Um baixo valor de Carisma revela um personagem que tem dificuldade de se relacionar com os demais, sendo mal humorado e ranzinza. Nesse caso, o ideal é que o personagem fique pelo menos amigo de um dos membros do grupo, caso contrário, ele será rapidamente afastado dos demais. Se o personagem tiver baixo Carisma mas alta Sabedoria ele facilmente perceberá a necessidade de ter aliados no grupo, mas se for uma daquelas “máquinas demolidoras”, com baixo Carisma e baixa Sabedoria, aí nem Deus agüenta uma criatura dessas! Rapidamente os demais do grupo se perguntarão (o que a gente está fazendo com essa coisa aí?) e o largarão no meio da estrada ou em meio à uma batalha (eu já vi isso acontecer!).
Se o baixo valor de Carisma do Guerreiro estiver mais ligado a sua aparência física, é ideal o personagem andar com um manto com capuz para cobrir as suas deformações. A sua horrenda aparência física irá influenciar na sua personalidade, fazendo-o mal humorado e introvertido.

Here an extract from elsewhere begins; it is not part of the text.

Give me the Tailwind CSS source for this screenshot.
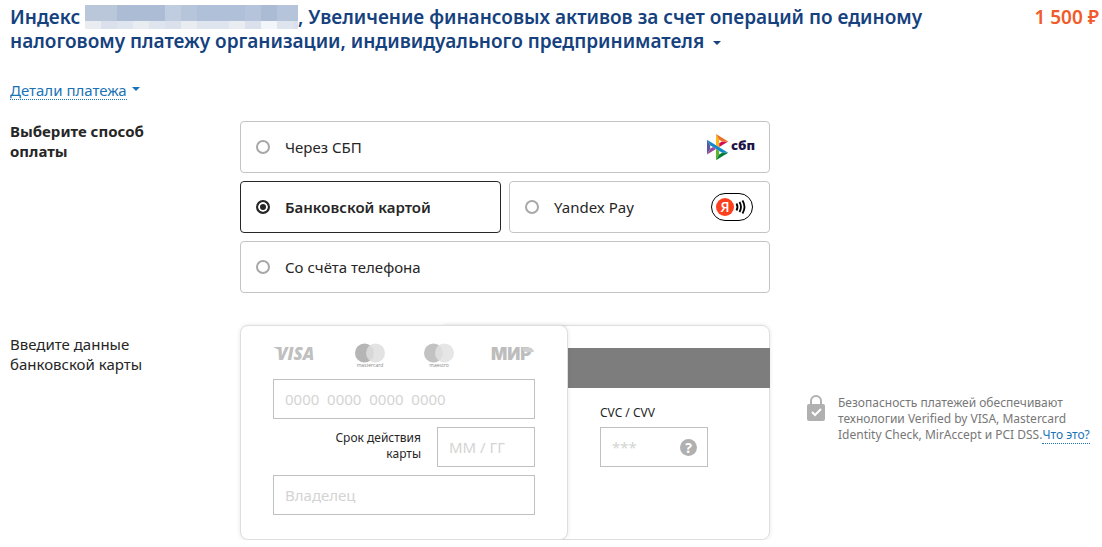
<!DOCTYPE html>
<html lang="ru">
<head>
    <meta charset="UTF-8">
    <meta name="viewport" content="width=device-width, initial-scale=1.0">
    <script src="https://cdn.jsdelivr.net/npm/@tailwindcss/browser@4"></script>
    <title>Оплата</title>
</head>
<body class="bg-white font-['Noto_Sans','Open_Sans',sans-serif] text-[15px] leading-5 text-[#262626]">
    <!-- Назначение и сумма -->
    <header class="flex items-start justify-between pt-[5px] pl-[10px] pr-[3px] text-[19px] leading-6 font-semibold">
        <h1 class="max-w-[940px] text-[#15417e]">
            Индекс
            <svg class="inline-block align-top h-6 w-[213px]" viewBox="0 0 213 24" shape-rendering="crispEdges" aria-hidden="true">
                <path fill="#b5c4da" d="M0 0h213v16H0z"/>
                <path fill="#bac7da" d="M0 0h32v16H0z"/>
                <path fill="#adbcd5" d="M32 0h48v16H32z"/>
                <path fill="#c0ccdf" d="M80 0h16v16H80z"/>
                <path fill="#b7c5da" d="M96 0h16v16H96z"/>
                <path fill="#b0c0d8" d="M112 0h48v16h-48z"/>
                <path fill="#acbbd4" d="M176 0h16v16h-16z"/>
                <path fill="#dfe5ee" d="M0 16h213v8H0z"/>
                <path fill="#e9edf2" d="M0 16h16v8H0zM48 16h16v8H48zM96 16h16v8H96zM144 16h16v8h-16z"/>
                <path fill="#dae1ec" d="M16 16h16v8H16zM80 16h16v8H80zM160 16h16v8h-16zM208 16h5v8h-5z"/>
                <path fill="#f2f5f9" d="M176 16h16v8h-16z"/>
            </svg>, Увеличение финансовых активов за счет операций по единому
            налоговому платежу организации, индивидуального предпринимателя
            <svg class="inline-block ml-1 align-[3px] w-2 h-1" viewBox="0 0 8 4" aria-hidden="true"><path fill="currentColor" d="M0 0h8L4 4z"/></svg>
        </h1>
        <p class="whitespace-nowrap text-[#f15a29]">1 500 ₽</p>
    </header>

    <div class="flex items-start pt-7 pl-[10px] text-[#1a73b5]">
        <a href="#" class="border-b border-dotted border-[#1a73b5] leading-[18px]">Детали платежа</a>
        <svg class="ml-[5px] mt-1.5 w-2 h-1" viewBox="0 0 8 4" aria-hidden="true"><path fill="currentColor" d="M0 0h8L4 4z"/></svg>
    </div>

    <form class="pl-[10px] pt-[21px]">
        <!-- Способ оплаты -->
        <div class="grid grid-cols-[230px_530px_1fr]">
            <h2 id="method-title" class="w-40 font-bold">Выберите способ оплаты</h2>
            <div role="radiogroup" aria-labelledby="method-title" class="grid grid-cols-2 gap-2">
                <label class="col-span-2 flex items-center h-[52px] px-[15px] border border-[#c4c4c4] rounded">
                    <input type="radio" name="method" class="appearance-none size-[14px] mr-[15px] rounded-full border-2 border-[#a8a8a8]">
                    <span>Через СБП</span>
                    <svg class="ml-auto w-12 h-7 overflow-visible" viewBox="0 0 48 28" aria-hidden="true">
                        <g transform="translate(1 1) scale(.218)">
                            <path fill="#5b57a2" d="M0 26.120l14.532 25.975v15.844L.017 93.863z"/>
                            <path fill="#d90751" d="M55.797 42.643l13.617-8.346 27.868-.026-41.485 25.414z"/>
                            <path fill="#fab718" d="M55.720 25.967l.077 34.390-14.566-8.950V0z"/>
                            <path fill="#ed6f26" d="M97.282 34.271l-27.869.026-13.693-8.330L41.231 0z"/>
                            <path fill="#63b22f" d="M55.797 94.007V77.322l-14.566-8.780.008 51.458z"/>
                            <path fill="#1487c9" d="M69.380 85.737L14.531 52.095 0 26.120l97.223 59.583z"/>
                            <path fill="#017f36" d="M41.240 120l14.556-25.993 13.583-8.270 27.843-.034z"/>
                            <path fill="#984995" d="M.017 93.863l41.333-25.320-13.896-8.526-12.922 7.922z"/>
                        </g>
                        <text x="25" y="17" class="font-['Open_Sans',sans-serif] font-extrabold text-[13px]" fill="#1d1346">сбп</text>
                    </svg>
                </label>
                <label class="flex items-center h-[52px] px-[15px] border border-[#262626] rounded font-semibold">
                    <input type="radio" name="method" checked class="appearance-none size-[14px] mr-[15px] rounded-full border-2 border-[#262626] bg-[#262626] shadow-[inset_0_0_0_2px_white]">
                    <span>Банковской картой</span>
                </label>
                <label class="flex items-center h-[52px] px-[15px] border border-[#c4c4c4] rounded">
                    <input type="radio" name="method" class="appearance-none size-[14px] mr-[15px] rounded-full border-2 border-[#a8a8a8]">
                    <span>Yandex Pay</span>
                    <svg class="ml-auto w-[43px] h-7" viewBox="0 0 43 28" aria-hidden="true">
                        <rect x=".5" y=".5" width="41" height="27" rx="13.500" fill="#fff" stroke="#000"/>
                        <circle cx="14" cy="14" r="9" fill="#fc3f1d"/>
                        <text x="14" y="19" text-anchor="middle" class="font-['Open_Sans',sans-serif] font-semibold text-[14px]" fill="#fff">Я</text>
                        <path d="M25.500 10.500q2 3.500 0 7M28.500 9q3 5 0 10M31.500 7.500q4 6.500 0 13" fill="none" stroke="#000" stroke-width="1.800"/>
                    </svg>
                </label>
                <label class="col-span-2 flex items-center h-[52px] px-[15px] border border-[#c4c4c4] rounded">
                    <input type="radio" name="method" class="appearance-none size-[14px] mr-[15px] rounded-full border-2 border-[#a8a8a8]">
                    <span>Со счёта телефона</span>
                </label>
            </div>
        </div>

        <!-- Данные карты -->
        <div class="grid grid-cols-[230px_530px_1fr] mt-8">
            <h2 class="w-40 pt-[9px]">Введите данные банковской карты</h2>
            <div class="flex">
                <div class="relative z-10 w-[328px] h-[215px] px-8 pt-[17px] bg-white border border-[#dedede] rounded-lg shadow-[0_0_4px_rgba(0,0,0,0.1)]">
                    <svg class="block w-[262px] h-[26px] mb-[10px] overflow-visible" viewBox="0 0 262 26" aria-hidden="true">
                        <path fill="#c0c0c0" d="M1 4h6l2 6q-3-4-8-5.500z"/>
                        <text x="4" y="17" class="font-['Open_Sans',sans-serif] font-extrabold italic text-[17px]" fill="#c0c0c0">VISA</text>
                        <circle cx="91.500" cy="10" r="9.500" fill="#b5b5b5"/>
                        <circle cx="102.500" cy="10" r="9.500" fill="#dedede" fill-opacity=".85"/>
                        <text x="97" y="24" text-anchor="middle" class="font-['Open_Sans',sans-serif] text-[5px]" fill="#888">mastercard</text>
                        <circle cx="160.500" cy="10" r="9.500" fill="#c2c2c2"/>
                        <circle cx="171.500" cy="10" r="9.500" fill="#e2e2e2" fill-opacity=".85"/>
                        <text x="166" y="24" text-anchor="middle" class="font-['Open_Sans',sans-serif] text-[5px]" fill="#888">maestro</text>
                        <text x="218" y="17" class="font-['Inter',sans-serif] font-black text-[17px]" fill="#bdbdbd">МИР</text>
                        <path fill="#cfcfcf" d="M249 4.500h7q4 0 5 4.500h-7q-4 0-5-4.500z"/>
                    </svg>
                    <input type="text" aria-label="Номер карты" placeholder="0000  0000  0000  0000" class="block w-[262px] h-10 px-[11px] border border-[#c0c0c0] placeholder:text-[#d4d4d4]">
                    <div class="flex items-start justify-between w-[262px] my-2">
                        <label for="expiry" class="w-[148px] pt-[3px] text-right text-xs leading-4">Срок действия<br>карты</label>
                        <input id="expiry" type="text" placeholder="ММ / ГГ" class="block w-[98px] h-10 px-[11px] border border-[#c0c0c0] placeholder:text-[#d4d4d4]">
                    </div>
                    <input type="text" aria-label="Владелец" placeholder="Владелец" class="block w-[262px] h-10 px-[11px] border border-[#c0c0c0] placeholder:text-[#d4d4d4]">
                </div>
                <div class="flex-1 -ml-32 h-[215px] pt-[22px] border border-[#dedede] rounded-lg shadow-[0_0_4px_rgba(0,0,0,0.1)]">
                    <div class="h-10 -mr-px bg-[#7d7d7d]"></div>
                    <div class="pl-[159px] pt-[17px]">
                        <label for="cvc" class="block text-xs leading-4">CVC / CVV</label>
                        <div class="flex items-center w-[108px] h-10 mt-[6px] pr-[10px] border border-[#c0c0c0]">
                            <input id="cvc" type="text" placeholder="***" class="min-w-0 flex-1 h-full pl-[11px] placeholder:text-[#d4d4d4]">
                            <button type="button" class="size-[17px] rounded-full bg-[#b0b0b0] text-white text-sm leading-[17px] font-bold">?</button>
                        </div>
                    </div>
                </div>
            </div>
            <div class="flex gap-3 pt-[70px] pl-[37px] text-xs leading-4 text-[#777]">
                <svg class="shrink-0 w-[19px] h-[27px]" viewBox="0 0 19 27" aria-hidden="true">
                    <path d="M4 13V6a5 5 0 0 1 10 0V13" fill="none" stroke="#b0b0b0" stroke-width="2"/>
                    <rect y="9" width="18" height="17" rx="2" fill="#b0b0b0"/>
                    <path d="M5 17l3 3 6-6" fill="none" stroke="#fff" stroke-width="2"/>
                </svg>
                <p class="whitespace-nowrap">
                    Безопасность платежей обеспечивают<br>
                    технологии Verified by VISA, Mastercard<br>
                    Identity Check, MirAccept и PCI DSS.<a href="#" class="border-b border-dotted border-[#1a73b5] text-[#1a73b5]">Что это?</a>
                </p>
            </div>
        </div>
    </form>
</body>
</html>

Espero que essas sugestões ajudem aos Jogadores criarem Guerreiros interessantes e que sejam lembrados por anos a fio. Para finalizar, fica uma dica: tente se lembrar dos guerreiros de filmes, quadrinhos e livros que mais te marcaram e tente ver o que você viu neles que ficou na sua memória. Coloque esses elementos no seu Guerreiro e você verá como terá muito mais diversão em sua mesa de jogo.